▼

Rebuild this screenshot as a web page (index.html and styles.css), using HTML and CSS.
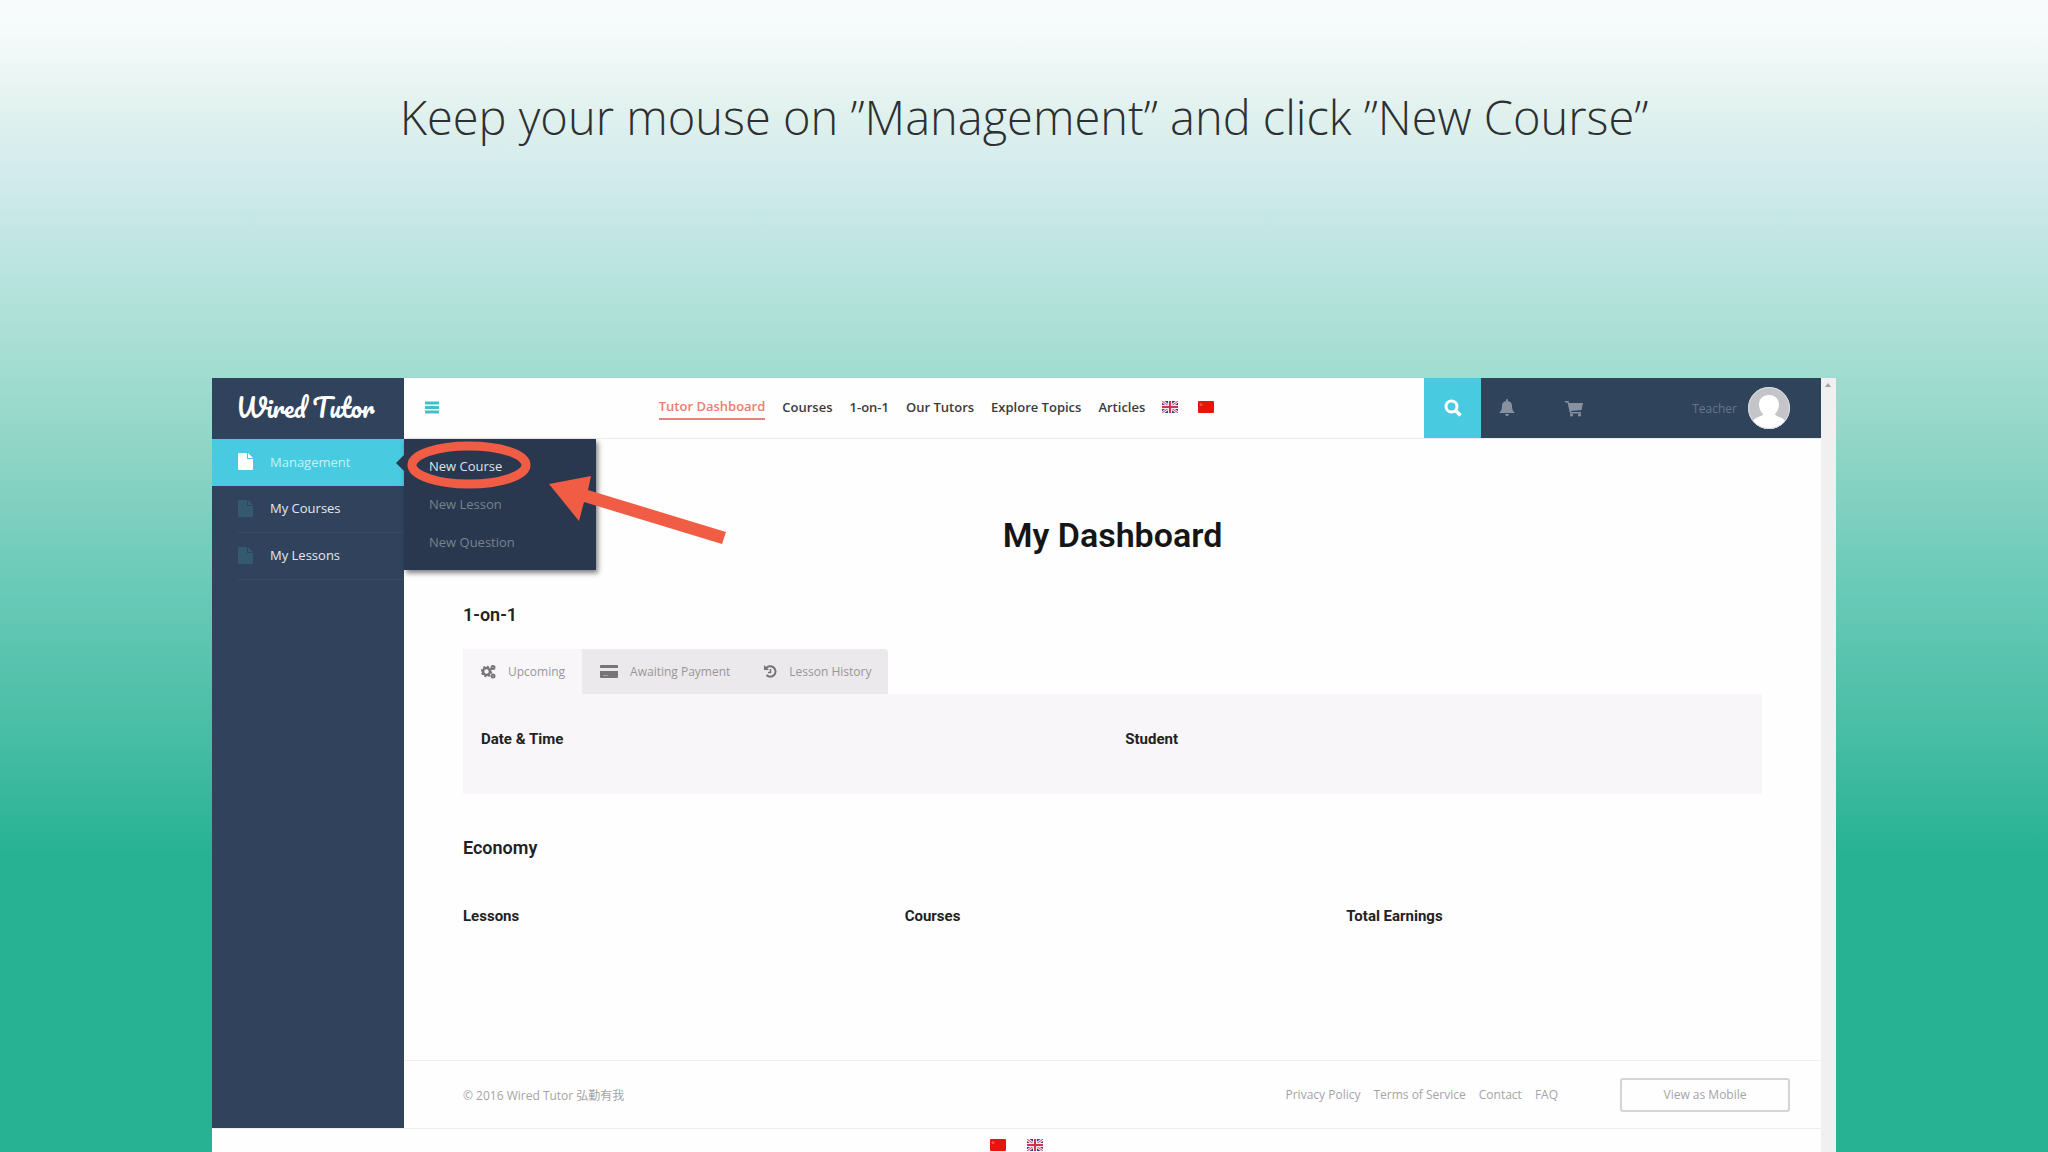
FILE: index.html
```
<!DOCTYPE html>
<html lang="en">
<head>
    <meta charset="UTF-8">
    <meta name="viewport" content="width=device-width, initial-scale=1.0">
    <title>Wired Tutor - New Course</title>
    <link rel="stylesheet" href="styles.css">
</head>
<body>
    <!-- Shared icons -->
    <svg class="sprite" aria-hidden="true">
        <symbol id="flag-uk" viewBox="0 0 16 12">
            <rect width="16" height="12" rx="1" fill="#3c3f86"/>
            <path d="M0 0l16 12M16 0L0 12" stroke="#f3e6ee" stroke-width="3"/>
            <path d="M0 0l16 12M16 0L0 12" stroke="#d2506a" stroke-width="1"/>
            <path d="M8 0v12M0 6h16" stroke="#f3e6ee" stroke-width="4"/>
            <path d="M8 0v12M0 6h16" stroke="#cf3450" stroke-width="2"/>
        </symbol>
        <symbol id="flag-cn" viewBox="0 0 16 12">
            <rect width="16" height="12" rx="1" fill="#e8130c"/>
            <path d="M3 1.500l.6 1.300 1.400.2-1 1 .2 1.400L3 4.700l-1.200.7.2-1.400-1-1 1.400-.2z" fill="#f0582a"/>
        </symbol>
        <symbol id="file" viewBox="0 0 15 17">
            <path d="M1 0h8v6h6v10a1 1 0 0 1-1 1H1a1 1 0 0 1-1-1V1a1 1 0 0 1 1-1z"/>
            <path d="M10 0l5 5h-5z"/>
        </symbol>
    </svg>

    <h1 class="title">Keep your mouse on ”Management” and click ”New Course”</h1>

    <div class="window">
        <div class="app">
            <aside class="sidebar">
                <a href="#" class="logo">Wired Tutor</a>
                <ul class="menu">
                    <li class="menu-item active">
                        <a href="#"><svg class="file-icon"><use href="#file"/></svg>Management</a>
                        <ul class="submenu">
                            <li><a href="#" class="current">New Course</a></li>
                            <li><a href="#">New Lesson</a></li>
                            <li><a href="#">New Question</a></li>
                        </ul>
                        <svg class="marker" viewBox="0 0 330 110" aria-hidden="true">
                            <ellipse cx="65" cy="26" rx="57" ry="19" fill="none" stroke="#f15c45" stroke-width="9"/>
                            <path d="M145 45l42-8-3 14 138 42-4 12-138-42-5 19z" fill="#f15c45"/>
                        </svg>
                    </li>
                    <li class="menu-item"><a href="#"><svg class="file-icon"><use href="#file"/></svg>My Courses</a></li>
                    <li class="menu-item"><a href="#"><svg class="file-icon"><use href="#file"/></svg>My Lessons</a></li>
                </ul>
            </aside>

            <div class="main">
                <header class="header">
                    <button class="toggle" aria-label="Menu">
                        <svg width="14" height="13" viewBox="0 0 14 13"><path d="M0 2h14M0 6.500h14M0 11h14" stroke="#45bfcb" stroke-width="3"/></svg>
                    </button>
                    <nav class="nav">
                        <a href="#" class="current">Tutor Dashboard</a>
                        <a href="#">Courses</a>
                        <a href="#">1-on-1</a>
                        <a href="#">Our Tutors</a>
                        <a href="#">Explore Topics</a>
                        <a href="#">Articles</a>
                        <a href="#" class="flag" aria-label="English"><svg><use href="#flag-uk"/></svg></a>
                        <a href="#" class="flag" aria-label="Chinese"><svg><use href="#flag-cn"/></svg></a>
                    </nav>
                    <button class="search" aria-label="Search">
                        <svg width="18" height="18" viewBox="0 0 18 18"><circle cx="7.500" cy="7.500" r="5.500" fill="none" stroke="#fff" stroke-width="3"/><path d="M11.500 11.500l5 5" stroke="#fff" stroke-width="3.500"/></svg>
                    </button>
                    <div class="user-bar">
                        <button aria-label="Notifications">
                            <svg width="18" height="18" viewBox="0 0 18 18"><path d="M8 1a1 1 0 0 1 2 0v1c3 .5 4 2.500 4 5 0 3.500 1 5.500 3 7H1c2-1.500 3-3.500 3-7 0-2.500 1-4.500 4-5zM7 15h4a2 2 0 0 1-4 0z" fill="#8791a0"/></svg>
                        </button>
                        <button aria-label="Cart">
                            <svg width="18" height="17" viewBox="0 0 18 17"><path d="M0 1h3.500l.5 2h14l-1.500 7-10.500 1 .3 1H16v1.500H5L2.500 2.500H0z" fill="#8791a0"/><circle cx="6.500" cy="15" r="1.600" fill="#8791a0"/><circle cx="14.500" cy="15" r="1.600" fill="#8791a0"/></svg>
                        </button>
                        <a href="#" class="profile">Teacher
                            <svg width="42" height="42" viewBox="0 0 42 42"><circle cx="21" cy="21" r="21" fill="#c3c5c9"/><path d="M21 8c6 0 10 4 10 9.500 0 4-1.500 7-4 9.500 0 3 9 2.500 10 7.500a21 21 0 0 1-32 0c1-5 10-4.500 10-7.500-2.500-2.500-4-5.500-4-9.500C11 12 15 8 21 8z" fill="#fff"/><circle cx="21" cy="21" r="20.500" fill="none" stroke="#d9dbde"/></svg>
                        </a>
                    </div>
                </header>

                <main class="content">
                    <h2 class="page-title">My Dashboard</h2>

                    <section>
                        <h3>1-on-1</h3>
                        <div class="tabs">
                            <button class="tab selected">
                                <svg width="15" height="15" viewBox="0 0 15 15" fill="none" stroke="#77757a"><circle cx="5.500" cy="7.500" r="3.500" stroke-width="2.500"/><circle cx="5.500" cy="7.500" r="5" stroke-width="1.500" stroke-dasharray="2 1.900"/><circle cx="12" cy="3.500" r="1.500" stroke-width="2"/><circle cx="12" cy="12" r="1.500" stroke-width="2"/></svg>
                                Upcoming
                            </button>
                            <button class="tab">
                                <svg width="18" height="13" viewBox="0 0 18 13"><path d="M1 0h16a1 1 0 0 1 1 1v2H0V1a1 1 0 0 1 1-1zM0 6h18v6a1 1 0 0 1-1 1H1a1 1 0 0 1-1-1z" fill="#77757a"/><path d="M3 10.500h5" stroke="#a5a3a8"/></svg>
                                Awaiting Payment
                            </button>
                            <button class="tab">
                                <svg width="13" height="13" viewBox="0 0 13 13" fill="none" stroke="#77757a"><path d="M2 3.500A5.200 5.200 0 1 1 2.500 10" stroke-width="2"/><path d="M6.500 4v3.500H4" stroke-width="1.500"/><path d="M0 0v5h5z" fill="#77757a" stroke="none"/></svg>
                                Lesson History
                            </button>
                        </div>
                        <table class="lessons">
                            <thead>
                                <tr><th>Date &amp; Time</th><th>Student</th></tr>
                            </thead>
                        </table>
                    </section>

                    <section>
                        <h3>Economy</h3>
                        <table class="economy">
                            <thead>
                                <tr><th>Lessons</th><th>Courses</th><th>Total Earnings</th></tr>
                            </thead>
                        </table>
                    </section>
                </main>

                <footer class="footer">
                    <span>© 2016 Wired Tutor 弘勤有我</span>
                    <div class="footer-links">
                        <a href="#">Privacy Policy</a>
                        <a href="#">Terms of Service</a>
                        <a href="#">Contact</a>
                        <a href="#">FAQ</a>
                    </div>
                    <button class="mobile-button">View as Mobile</button>
                </footer>
            </div>

            <div class="languages">
                <a href="#" class="flag" aria-label="Chinese"><svg><use href="#flag-cn"/></svg></a>
                <a href="#" class="flag" aria-label="English"><svg><use href="#flag-uk"/></svg></a>
            </div>
        </div>
        <div class="scrollbar"><svg width="6" height="4" viewBox="0 0 6 4"><path d="M0 4l3-4 3 4z" fill="#a3a3a6"/></svg></div>
    </div>
</body>
</html>
```
FILE: styles.css
```
* {
    box-sizing: border-box;
}

body {
    margin: 0;
    height: 100vh;
    overflow: hidden;
    display: flex;
    flex-direction: column;
    font-family: "Open Sans", sans-serif;
    font-size: 13px;
    color: #222;
    background: linear-gradient(#f8fbfc 0%, #f4fbfa 3%, #e0f1ed 10%, #d6ecee 14%, #bde5e1 22%, #a2ddd1 32%, #86d2c2 42%, #69cab8 51%, #47bda4 64%, #28b294 74%);
}

h1, h2, h3, ul {
    margin: 0;
    padding: 0;
}

ul {
    list-style-type: none;
}

a {
    color: inherit;
    text-decoration: none;
}

button {
    padding: 0;
    border: none;
    background: none;
    font: inherit;
    color: inherit;
    cursor: pointer;
}

svg {
    display: block;
    flex: none;
}

.sprite {
    position: absolute;
    width: 0;
    height: 0;
}

.title {
    height: 378px;
    flex: none;
    padding-top: 87px;
    text-align: center;
    font-size: 47px;
    font-weight: 300;
    line-height: 60px;
    color: #2c3032;
}

.window {
    flex: 1;
    display: flex;
    width: 80%;
    max-width: 1624px;
    margin: 0 auto;
    background-color: #fefefe;
}

.app {
    flex: 1;
    display: grid;
    grid-template-columns: 192px 1fr;
    grid-template-rows: 750px 1fr;
}

.scrollbar {
    width: 15px;
    padding: 5px 4px;
    background-color: #f0f0f1;
}

/* Sidebar */
.sidebar {
    background-color: #31435c;
    color: #e4e8ee;
}

.logo {
    display: block;
    height: 61px;
    padding-left: 24px;
    font-family: "Brush Script MT", Pacifico, cursive;
    font-size: 25px;
    line-height: 58px;
    color: #fff;
    white-space: nowrap;
}

.menu-item {
    position: relative;
}

.menu-item > a {
    display: flex;
    align-items: center;
    height: 47px;
    margin-left: 26px;
    gap: 17px;
    padding-bottom: 2px;
    border-bottom: 1px solid #394c66;
}

.file-icon {
    width: 15px;
    height: 17px;
    fill: #355a70;
}

.menu-item.active > a {
    margin-left: 0;
    padding-left: 26px;
    border-bottom: none;
    background-color: #48cae0;
    color: #c5f2f8;
}

.active .file-icon {
    fill: #fff;
}

.submenu {
    position: absolute;
    top: 0;
    left: 100%;
    z-index: 1;
    width: 192px;
    padding: 8px 0 9px;
    background-color: #29384e;
    box-shadow: 2px 3px 5px rgba(0, 0, 0, 0.5);
    color: #77828f;
}

.submenu::before {
    content: "";
    position: absolute;
    top: 16px;
    right: 100%;
    border: 8px solid transparent;
    border-left: none;
    border-right-color: #29384e;
}

.submenu a {
    display: block;
    padding-left: 25px;
    line-height: 38px;
}

.submenu .current {
    color: #dfe3e8;
}

.marker {
    position: absolute;
    top: 0;
    left: 100%;
    z-index: 2;
    width: 330px;
    height: 110px;
    pointer-events: none;
}

/* Header */
.main {
    display: flex;
    flex-direction: column;
}

.header {
    display: flex;
    height: 61px;
    border-bottom: 1px solid #ececef;
}

.toggle {
    padding: 0 21px 2px;
}

.nav {
    flex: 1;
    display: flex;
    justify-content: center;
    align-items: center;
    gap: 17px;
    padding: 0 11px 2px 0;
    font-weight: 600;
    line-height: 24px;
    color: #3a3a3c;
    white-space: nowrap;
}

.nav .current {
    border-bottom: 2px solid #e58478;
    color: #ec7d70;
}

.flag svg {
    width: 16px;
    height: 12px;
}

.nav .flag + .flag {
    margin-left: 3px;
}

.search {
    width: 57px;
    display: flex;
    justify-content: center;
    align-items: center;
    background-color: #48cae0;
}

.user-bar {
    display: flex;
    align-items: center;
    width: 340px;
    padding: 0 31px 0 17px;
    gap: 49px;
    background-color: #2f435b;
}

.profile {
    display: flex;
    align-items: center;
    gap: 11px;
    margin-left: auto;
    font-size: 12px;
    color: #66758a;
}

/* Dashboard */
.content {
    flex: 1;
    padding: 0 59px;
}

.page-title {
    padding: 76px 0 48px;
    text-align: center;
    font-family: Roboto, sans-serif;
    font-size: 34px;
    font-weight: 600;
    line-height: 40px;
    color: #151515;
}

h3 {
    font-family: Roboto, sans-serif;
    font-size: 18px;
    font-weight: 600;
    line-height: 24px;
}

.tabs {
    display: flex;
    height: 45px;
    margin-top: 22px;
}

.tab {
    display: flex;
    align-items: center;
    gap: 12px;
    padding: 0 16px 0 18px;
    background-color: #ebe9ec;
    font-size: 12px;
    color: #98969b;
}

.tab.selected {
    padding-right: 17px;
    background-color: #f8f6f9;
}

.tab:last-child {
    border-radius: 0 4px 0 0;
}

table {
    width: 100%;
    table-layout: fixed;
    border-collapse: collapse;
    font-family: Roboto, sans-serif;
    font-size: 15px;
}

th {
    padding: 0;
    text-align: left;
    font-weight: 700;
    line-height: 20px;
}

.lessons {
    margin-bottom: 42px;
    background-color: #f8f6f9;
}

.lessons th {
    padding: 35px 18px 45px;
}

.lessons th:first-child {
    width: 49.6%;
}

.economy {
    margin-top: 46px;
}

.economy th {
    width: 34%;
}

.economy th:last-child {
    width: 32%;
}

/* Footer */
.footer {
    display: flex;
    align-items: center;
    height: 68px;
    padding: 0 31px 0 59px;
    border-top: 1px solid #f0eef2;
    font-family: "Open Sans", "Noto Sans CJK TC", sans-serif;
    font-size: 12px;
    color: #a5a3a8;
}

.footer-links {
    display: flex;
    gap: 13px;
    margin-left: auto;
}

.mobile-button {
    width: 170px;
    height: 34px;
    margin-left: 62px;
    border: 2px solid #d5d2d9;
    border-radius: 3px;
}

.languages {
    grid-column: 1 / 3;
    display: flex;
    justify-content: center;
    gap: 21px;
    padding: 10px 0;
    border-top: 1px solid #eeecf0;
}
```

▲

DIRECTIONS
Identify lines with the string "index". Copy each one.

THE RESULT
Rebuild this screenshot as a web page (index.html and styles.css), using HTML and CSS.
FILE: index.html
    z-index: 1;
    z-index: 2;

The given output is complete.